Tai Peng (大坪 (big plateau)) is a small residential village to the northeast of Yung Shue Wan on Lamma Island, Hong Kong, on the hill directly north above the Yung Shue Long (榕樹塱) valley.

==Administration==
Tai Peng is a recognized village under the New Territories Small House Policy.

==History==
Tai Peng had a school before World War II. It was discontinued after the war and the children went to school in Yung Shue Wan. Tai Peng had 154 inhabitants in the late 1950s, with 17 men working at sea. Villagers were raising pigs and engaged in the cultivation of vegetables.

==Features==
Tai Peng is roughly split into two parts. The older part, Tai Peng Kau Tsuen (大坪舊村 (old village)), and the newer part, Tai Peng San Tsuen (大坪新村 (new village)).

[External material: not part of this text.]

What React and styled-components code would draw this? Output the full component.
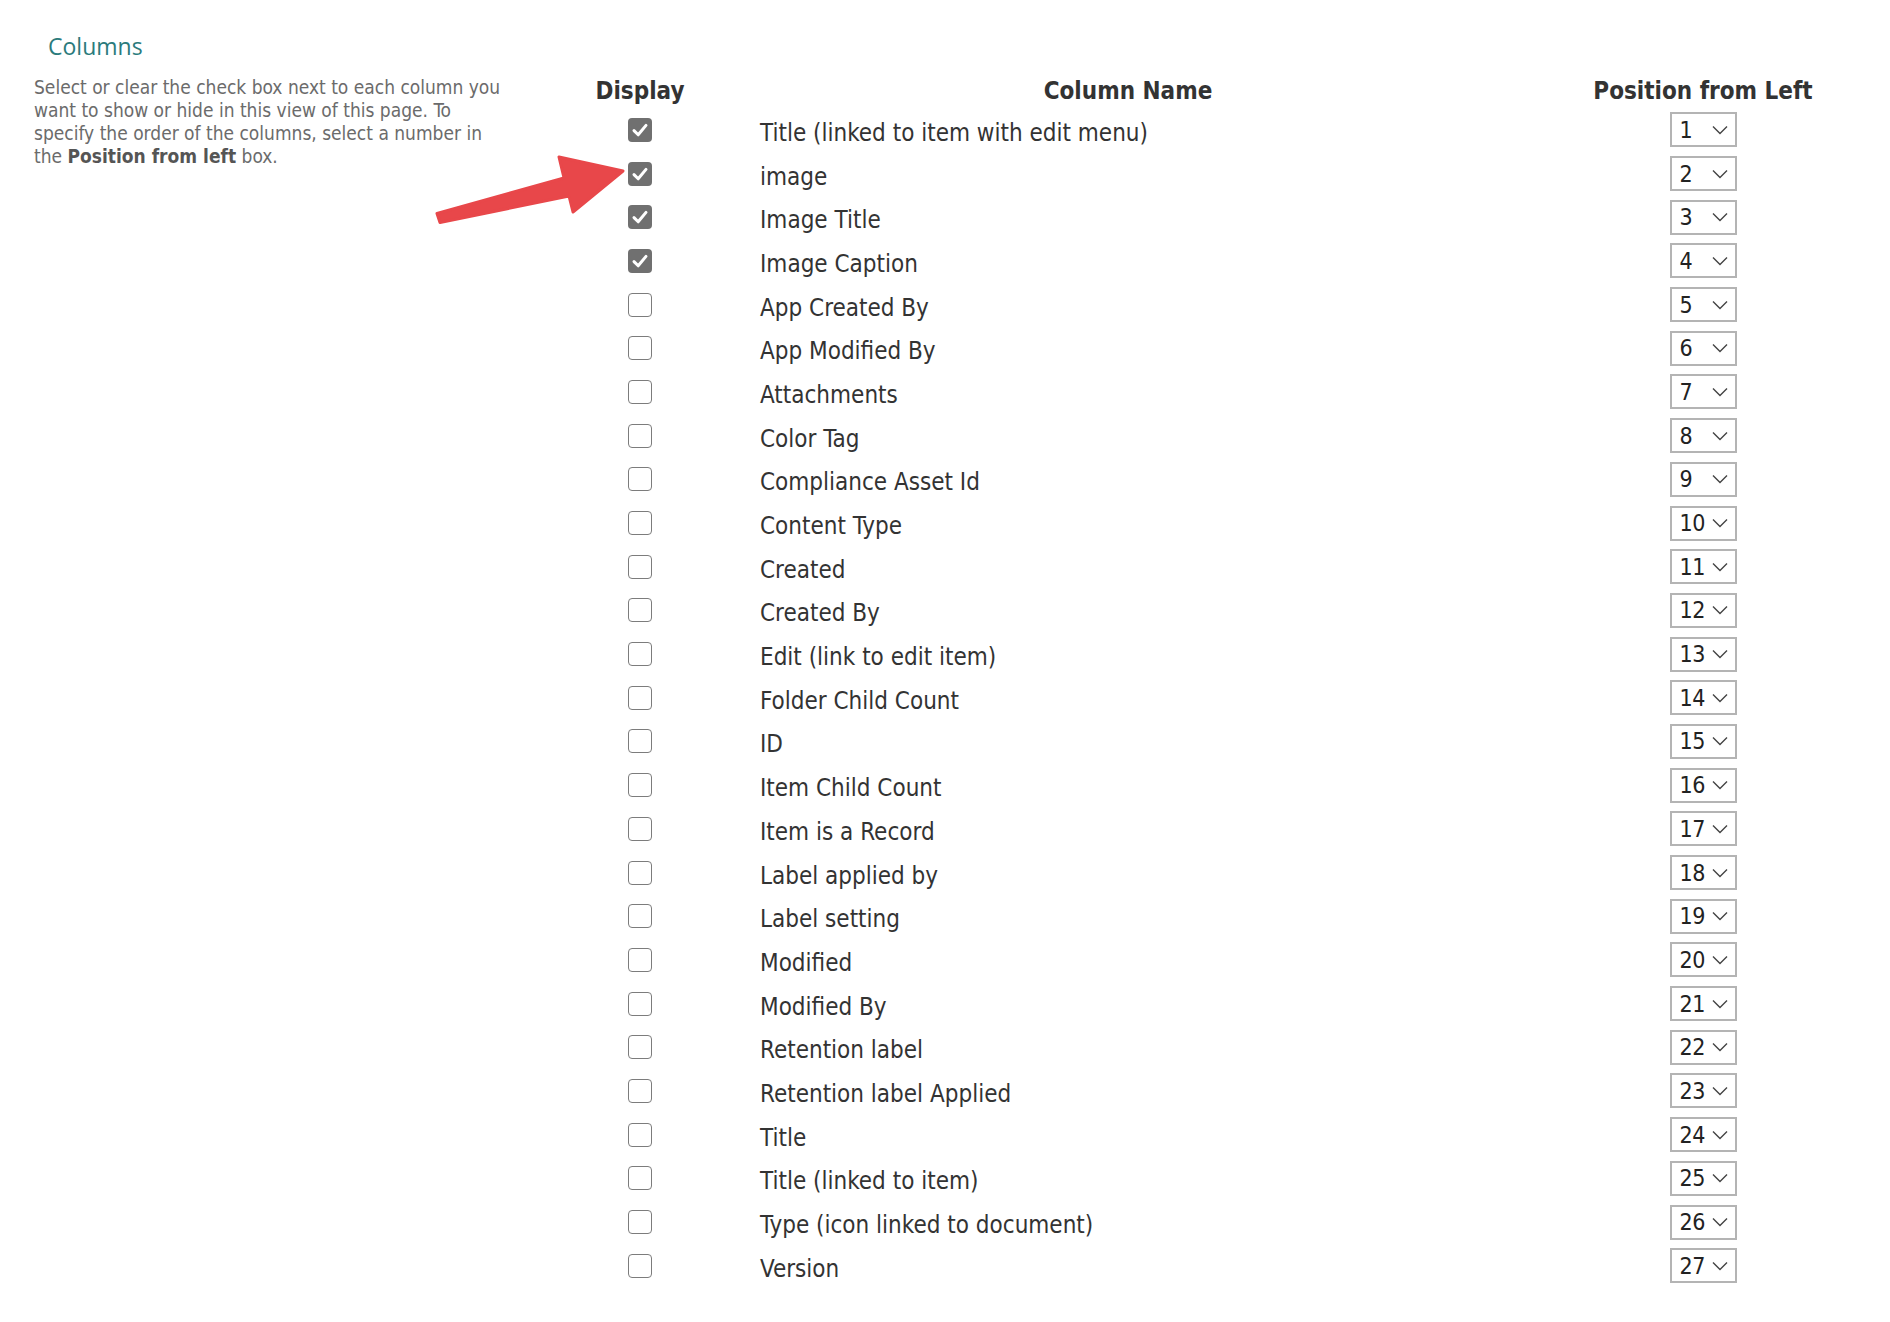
import React from "react";
import styled, { createGlobalStyle } from "styled-components";

const GlobalStyle = createGlobalStyle`
  html, body { margin: 0; padding: 0; background: #ffffff; }
  body {
    font-family: "DejaVu Sans Condensed", "DejaVu Sans", Verdana, sans-serif;
    font-stretch: condensed;
    color: #333333;
  }
`;

const Page = styled.div`
  position: relative;
  width: 1890px;
  min-height: 1322px;
  display: flex;
  align-items: flex-start;
`;

const Side = styled.div`
  width: 575px;
  flex: none;
  box-sizing: border-box;
  padding: 31px 0 0 34px;
`;

const SectionTitle = styled.h2`
  margin: 0 0 0 14px;
  font-family: "Open Sans", "Noto Sans", sans-serif;
  font-stretch: normal;
  font-weight: 400;
  font-size: 23px;
  line-height: 30px;
  color: #2b7b7c;
`;

const Description = styled.p`
  margin: 15px 0 0 0;
  width: 480px;
  font-size: 19px;
  line-height: 23px;
  color: #6b6b6b;
  b { color: #555555; font-weight: 700; }
`;

const Table = styled.div`
  display: flex;
  flex-direction: column;
  padding-top: 73px;
`;

const Row = styled.div`
  display: grid;
  grid-template-columns: 130px 846px 304px;
  align-items: center;
  height: ${(p) => (p.$header ? "35px" : "43.7px")};
`;

const HeadCell = styled.div`
  text-align: center;
  font-weight: 700;
  font-size: 24px;
  color: #333333;
`;

const Cell = styled.div`
  display: flex;
  align-items: center;
  justify-content: ${(p) => (p.$center ? "center" : "flex-start")};
  padding-left: ${(p) => (p.$indent ? "55px" : "0")};
  padding-top: ${(p) => (p.$indent ? "6px" : "0")};
`;

const Name = styled.span`
  font-size: 24px;
  color: #333333;
  white-space: nowrap;
`;

const Box = styled.span`
  box-sizing: border-box;
  width: 24px;
  height: 24px;
  border-radius: 4px;
  display: inline-flex;
  align-items: center;
  justify-content: center;
  background: ${(p) => (p.$checked ? "#707070" : "#ffffff")};
  border: ${(p) => (p.$checked ? "none" : "1.6px solid #7c7c7c")};
`;

const SelectBox = styled.div`
  box-sizing: border-box;
  width: 67px;
  height: 35px;
  border: 2px solid #b4b4b4;
  display: flex;
  align-items: center;
  justify-content: space-between;
  padding: 0 7px 0 8px;
  background: #ffffff;
`;

const SelectValue = styled.span`
  font-size: 23px;
  letter-spacing: -0.5px;
  color: #222222;
`;

const Arrow = styled.svg`
  position: absolute;
  left: 0;
  top: 0;
  pointer-events: none;
`;

const Check = () => (
  <svg width="24" height="24" viewBox="0 0 24 24">
    <path d="M6 12.6 L10.2 16.8 L18 7.4" fill="none" stroke="#ffffff" strokeWidth="3" strokeLinecap="round" strokeLinejoin="round" />
  </svg>
);

const Chevron = () => (
  <svg width="16" height="10" viewBox="0 0 16 10">
    <path d="M1 1.5 L8 8.5 L15 1.5" fill="none" stroke="#444444" strokeWidth="1.4" />
  </svg>
);

const columns = [
  "Title (linked to item with edit menu)",
  "image",
  "Image Title",
  "Image Caption",
  "App Created By",
  "App Modified By",
  "Attachments",
  "Color Tag",
  "Compliance Asset Id",
  "Content Type",
  "Created",
  "Created By",
  "Edit (link to edit item)",
  "Folder Child Count",
  "ID",
  "Item Child Count",
  "Item is a Record",
  "Label applied by",
  "Label setting",
  "Modified",
  "Modified By",
  "Retention label",
  "Retention label Applied",
  "Title",
  "Title (linked to item)",
  "Type (icon linked to document)",
  "Version",
];

export default function App() {
  return (
    <>
      <GlobalStyle />
      <Page>
        <Side>
          <SectionTitle>Columns</SectionTitle>
          <Description>
            Select or clear the check box next to each column you want to show or hide in this view of this page. To
            specify the order of the columns, select a number in the <b>Position from left</b> box.
          </Description>
        </Side>
        <Table>
          <Row $header>
            <HeadCell>Display</HeadCell>
            <HeadCell>Column Name</HeadCell>
            <HeadCell>Position from Left</HeadCell>
          </Row>
          {columns.map((name, i) => (
            <Row key={name + i}>
              <Cell $center>
                <Box $checked={i < 4}>{i < 4 && <Check />}</Box>
              </Cell>
              <Cell $indent>
                <Name>{name}</Name>
              </Cell>
              <Cell $center>
                <SelectBox>
                  <SelectValue>{i + 1}</SelectValue>
                  <Chevron />
                </SelectBox>
              </Cell>
            </Row>
          ))}
        </Table>
        <Arrow width="1890" height="1322" viewBox="0 0 1890 1322">
          <path
            d="M437 213.5 L564 178 L559 157 L623 171 L573 212 L569 196 L440 222.5 Z"
            fill="#e8474a"
            stroke="#e8474a"
            strokeWidth="3"
            strokeLinejoin="round"
          />
        </Arrow>
      </Page>
    </>
  );
}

Tai Peng Tsuen consists mainly of residential housing which about 100-200 people live there. A number of houses are still in use, in which most of them were elderly people, though it was halfway on a mountain, of which some are reputed to be more than 300 years old. Facilities include a village hall, a small shrine, a community garden, a public shelter and public toilets. There had been a small grocery shop called Regent Stores, which closed down in December 2015. Now, there was a new grocery shop at the same location called Tai Peng Store run by Queenie and Terrence.